ROE is the profit generated for each dollar of shareholders’ equity.
▶ Watch: Return on Equity explained in 24 seconds
What it is
Return on equity measures the profit a company earns relative to the money shareholders have invested in it, including retained earnings. It answers how efficiently management turns shareholder capital into net income. A consistently high ROE often signals a strong, well-run business, though the figure must be read with care.
Why it matters
ROE is a core gauge of how well a company compounds shareholder money, and it links profitability, asset use, and leverage. The key pitfall is that debt inflates ROE: a company can boost ROE simply by borrowing more, so a high ROE paired with high leverage is less impressive than one earned with little debt.

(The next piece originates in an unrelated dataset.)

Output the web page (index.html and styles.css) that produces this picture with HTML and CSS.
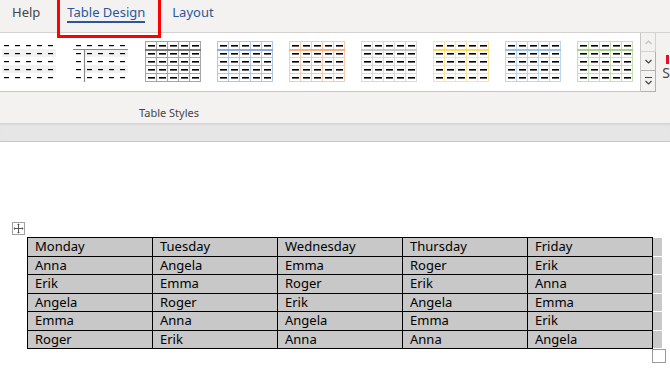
FILE: index.html
```html
<html>
<head>
	<title>Table Design</title>
	<link rel="stylesheet" href="styles.css">
</head>
<body>
	<svg class="defs" width="0" height="0">
		<defs>
			<pattern id="dash" width="11" height="8" patternUnits="userSpaceOnUse"><rect x="3" y="4" width="7" height="1.6" fill="#000"/></pattern>
			<pattern id="dash-s" width="11" height="8" patternUnits="userSpaceOnUse"><rect x="3" y="4" width="5" height="1.2" fill="#000"/></pattern>
		</defs>
	</svg>

	<div class="tabs">
		<span class="tab">Help</span>
		<span class="tab active">Table Design</span>
		<span class="tab link">Layout</span>
		<div class="highlight"></div>
	</div>

	<div class="ribbon">
		<div class="gallery-row">
			<div class="gallery">
				<!-- plain table -->
				<svg class="thumb" width="56" height="41" viewBox="0 0 56 41">
					<rect class="band" x="1" y="8" width="54" height="8"/>
					<rect class="band" x="1" y="24" width="54" height="8"/>
					<rect class="dashes-s" width="56" height="41"/>
				</svg>
				<!-- header row / first column -->
				<svg class="thumb" width="56" height="41" viewBox="0 0 56 41">
					<rect class="band" x="12" y="8" width="43" height="8"/>
					<rect class="band" x="12" y="24" width="43" height="8"/>
					<path class="rule" d="M0 8.5h55M11.5 8v33"/>
					<rect class="dashes-s" width="56" height="41"/>
				</svg>
				<svg class="thumb t-grid" width="56" height="41" viewBox="0 0 56 41">
					<path class="grid" d="M.5 .5h55v40h-55zM11.5 0v41M22.5 0v41M33.5 0v41M44.5 0v41M0 16.5h56M0 24.5h56M0 32.5h56"/>
					<rect class="head" x="0" y="8" width="56" height="2"/>
					<rect class="dashes" width="56" height="41"/>
				</svg>
				<svg class="thumb t-blue" width="56" height="41" viewBox="0 0 56 41">
					<path class="grid" d="M.5 .5h55v40h-55zM11.5 0v41M22.5 0v41M33.5 0v41M44.5 0v41M0 16.5h56M0 24.5h56M0 32.5h56"/>
					<rect class="head" x="0" y="8" width="56" height="2"/>
					<rect class="dashes" width="56" height="41"/>
				</svg>
				<svg class="thumb t-orange" width="56" height="41" viewBox="0 0 56 41">
					<path class="grid" d="M.5 .5h55v40h-55zM11.5 0v41M22.5 0v41M33.5 0v41M44.5 0v41M0 16.5h56M0 24.5h56M0 32.5h56"/>
					<rect class="head" x="0" y="8" width="56" height="2"/>
					<rect class="dashes" width="56" height="41"/>
				</svg>
				<svg class="thumb t-gray" width="56" height="41" viewBox="0 0 56 41">
					<path class="grid" d="M.5 .5h55v40h-55zM11.5 0v41M22.5 0v41M33.5 0v41M44.5 0v41M0 16.5h56M0 24.5h56M0 32.5h56"/>
					<rect class="head" x="0" y="8" width="56" height="2"/>
					<rect class="dashes" width="56" height="41"/>
				</svg>
				<svg class="thumb t-yellow" width="56" height="41" viewBox="0 0 56 41">
					<path class="grid" d="M.5 .5h55v40h-55zM11.5 0v41M22.5 0v41M33.5 0v41M44.5 0v41M0 16.5h56M0 24.5h56M0 32.5h56"/>
					<rect class="head" x="0" y="8" width="56" height="2"/>
					<rect class="dashes" width="56" height="41"/>
				</svg>
				<svg class="thumb t-sky" width="56" height="41" viewBox="0 0 56 41">
					<path class="grid" d="M.5 .5h55v40h-55zM11.5 0v41M22.5 0v41M33.5 0v41M44.5 0v41M0 16.5h56M0 24.5h56M0 32.5h56"/>
					<rect class="head" x="0" y="8" width="56" height="2"/>
					<rect class="dashes" width="56" height="41"/>
				</svg>
				<svg class="thumb t-green" width="56" height="41" viewBox="0 0 56 41">
					<path class="grid" d="M.5 .5h55v40h-55zM11.5 0v41M22.5 0v41M33.5 0v41M44.5 0v41M0 16.5h56M0 24.5h56M0 32.5h56"/>
					<rect class="head" x="0" y="8" width="56" height="2"/>
					<rect class="dashes" width="56" height="41"/>
				</svg>
			</div>
			<div class="scroller">
				<div class="scroll-btn disabled"><svg width="13" height="17" viewBox="0 0 13 17"><path d="M3.5 10l3-3 3 3" /></svg></div>
				<div class="scroll-btn"><svg width="13" height="17" viewBox="0 0 13 17"><path d="M3.5 7l3 3 3-3" /></svg></div>
				<div class="scroll-btn"><svg width="13" height="18" viewBox="0 0 13 18"><path d="M3 5.5h7M3.5 9l3 3 3-3" /></svg></div>
			</div>
			<div class="clipped">
				<div class="pen-mark"></div>
				<div class="clipped-text">S</div>
			</div>
		</div>
		<div class="group-label">Table Styles</div>
	</div>
	<div class="band-bar"></div>

	<div class="doc">
		<div class="table-wrap">
			<div class="move-handle">
				<svg width="13" height="13" viewBox="0 0 13 13"><path d="M6.5 2.5v8M2.5 6.5h8" /><path class="tip" d="M6.5 1.5l-1.5 1.5h3zM6.5 11.5l-1.5-1.5h3zM1.5 6.5l1.5-1.5v3zM11.5 6.5l-1.5-1.5v3z"/></svg>
			</div>
			<table class="names">
				<tr><td>Monday</td><td>Tuesday</td><td>Wednesday</td><td>Thursday</td><td>Friday</td><td class="end"></td></tr>
				<tr><td>Anna</td><td>Angela</td><td>Emma</td><td>Roger</td><td>Erik</td><td class="end"></td></tr>
				<tr><td>Erik</td><td>Emma</td><td>Roger</td><td>Erik</td><td>Anna</td><td class="end"></td></tr>
				<tr><td>Angela</td><td>Roger</td><td>Erik</td><td>Angela</td><td>Emma</td><td class="end"></td></tr>
				<tr><td>Emma</td><td>Anna</td><td>Angela</td><td>Emma</td><td>Erik</td><td class="end"></td></tr>
				<tr><td>Roger</td><td>Erik</td><td>Anna</td><td>Anna</td><td>Angela</td><td class="end"></td></tr>
			</table>
			<div class="resize-handle"></div>
		</div>
	</div>
</body>
</html>
```

FILE: styles.css
```css
*
{
	box-sizing: border-box;
}
body
{
	margin: 0px;
	width: 670px;
	height: 375px;
	overflow: hidden;
	background: #ffffff;
	font-family: "Noto Sans", "Liberation Sans", sans-serif;
}
.defs
{
	position: absolute;
}

/* tab strip */
.tabs
{
	position: relative;
	display: flex;
	gap: 27px;
	height: 33px;
	padding-left: 12px;
	background: #f3f2f1;
	border-bottom: 1px solid #d4d2d0;
}
.tab
{
	padding-top: 3px;
	font-size: 13px;
	line-height: 18px;
	color: #444444;
}
.tab.link
{
	color: #2b579a;
}
.tab.active
{
	color: #2b579a;
}
.tab.active::after
{
	content: "";
	display: block;
	height: 2px;
	background: #2b579a;
}
.highlight
{
	position: absolute;
	left: 57px;
	top: -3px;
	width: 104px;
	height: 41px;
	border: 3px solid #ff0000;
	z-index: 2;
}

/* ribbon */
.ribbon
{
	background: #f3f2f1;
}
.gallery-row
{
	display: flex;
	height: 59px;
}
.gallery
{
	display: flex;
	gap: 16px;
	width: 643px;
	padding: 8px 0px 0px 1px;
	background: #ffffff;
	border-right: 1px solid #c8c6c4;
	border-bottom: 1px solid #c8c6c4;
}
.thumb .band
{
	fill: #f2f2f2;
}
.thumb .rule
{
	fill: none;
	stroke: #8a8a8a;
	stroke-width: 1.2;
}
.thumb .dashes
{
	fill: url(#dash);
}
.thumb .dashes-s
{
	fill: url(#dash-s);
}
.thumb .grid
{
	fill: none;
	stroke-width: 1.2;
}
.t-grid .grid { stroke: #a6a6a6; }
.t-grid .head { fill: #7a7a7a; }
.t-blue .grid { stroke: #b4c6e7; }
.t-blue .head { fill: #8eaadb; }
.t-orange .grid { stroke: #f8cbad; }
.t-orange .head { fill: #f4b083; }
.t-gray .grid { stroke: #dbdbdb; }
.t-gray .head { fill: #c9c9c9; }
.t-yellow .grid { stroke: #ffe599; }
.t-yellow .head { fill: #ffd966; }
.t-sky .grid { stroke: #bdd7ee; }
.t-sky .head { fill: #9dc3e6; }
.t-green .grid { stroke: #c5e0b3; }
.t-green .head { fill: #a8d08d; }

.scroller
{
	display: flex;
	flex-direction: column;
	width: 15px;
}
.scroll-btn
{
	display: flex;
	align-items: center;
	justify-content: center;
	height: 19px;
	border: 1px solid #b3b1af;
	border-left: none;
	border-top: none;
	background: #f3f2f1;
}
.scroll-btn:first-child
{
	border-color: #d4d2d0;
}
.scroll-btn:last-child
{
	height: 21px;
}
.scroll-btn svg path
{
	fill: none;
	stroke: #444444;
	stroke-width: 1.2;
}
.scroll-btn.disabled svg path
{
	stroke: #c0c0c0;
}
.clipped
{
	flex: 1;
	padding: 22px 0px 0px 10px;
}
.pen-mark
{
	width: 3px;
	height: 9px;
	background: #e81123;
}
.clipped-text
{
	margin: 1px 0px 0px -4px;
	font-size: 14px;
	line-height: 16px;
	color: #444444;
}
.group-label
{
	width: 338px;
	height: 31px;
	padding-top: 13px;
	text-align: center;
	font-size: 11px;
	line-height: 16px;
	color: #444444;
}
.band-bar
{
	height: 19px;
	background: #e6e6e6;
	border-bottom: 1px solid #c8c8c8;
	box-shadow: inset 0px 3px 3px -2px rgba(0, 0, 0, 0.12);
}

/* document */
.doc
{
	padding: 95px 0px 0px 27px;
}
.table-wrap
{
	position: relative;
	width: 634px;
}
.move-handle
{
	position: absolute;
	left: -15px;
	top: -15px;
	width: 13px;
	height: 13px;
	border: 1px solid #a0a0a0;
	background: #ffffff;
}
.move-handle svg
{
	display: block;
	margin: -1px;
}
.move-handle path
{
	fill: none;
	stroke: #555555;
	stroke-width: 1;
}
.move-handle path.tip
{
	fill: #555555;
	stroke: none;
}
.names
{
	border-collapse: collapse;
	table-layout: fixed;
	width: 634px;
}
.names td
{
	width: 125px;
	height: 18.5px;
	padding: 0px 7px;
	border: 1px solid #000000;
	background: #c8c8c8;
	font-size: 13px;
	line-height: 17px;
	color: #000000;
	white-space: nowrap;
}
.names td.end
{
	width: 9px;
	padding: 0px;
	border-top: none;
	border-right: none;
	border-bottom: 1px solid #ffffff;
}
.resize-handle
{
	position: absolute;
	left: 625px;
	top: 112px;
	width: 14px;
	height: 14px;
	border: 1px solid #9a9a9a;
	background: #ffffff;
}
```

Share buybacks also shrink equity and lift ROE, so it pays to check what is driving the number.
How it's calculated
Divide net income by shareholders' equity (often the average of beginning and ending equity for the period), expressed as a percentage.
How Quintarthai uses it
ROE is shown in the Summary Key-metrics grid and in the profitability ratios on a company's deep-analysis page, and is a filterable metric in the Stock Screener.
Cross-border note. Equity values follow IFRS for Canadian issuers and US GAAP for US issuers, which can differ on items like revaluations and goodwill, so a very high ROE near a small equity base deserves a look at the underlying balance sheet.
FAQ
What counts as a strong ROE?
Many investors view sustained ROE above roughly 15% as strong, but the right benchmark varies by industry and depends on how much debt was used to achieve it.
Why can ROE be misleading?
ROE rises when a company takes on debt or buys back shares because equity shrinks, so a high ROE does not always mean better operations. Compare it with ROA and ROIC to see whether leverage is doing the work.
Check your understanding
A company raises its return on equity simply by taking on more debt and buying back shares, with no change in its underlying operations. Why does this happen?
ROE is net income divided by shareholders' equity, so taking on debt and repurchasing shares shrinks equity and mechanically raises ROE even when operations are unchanged.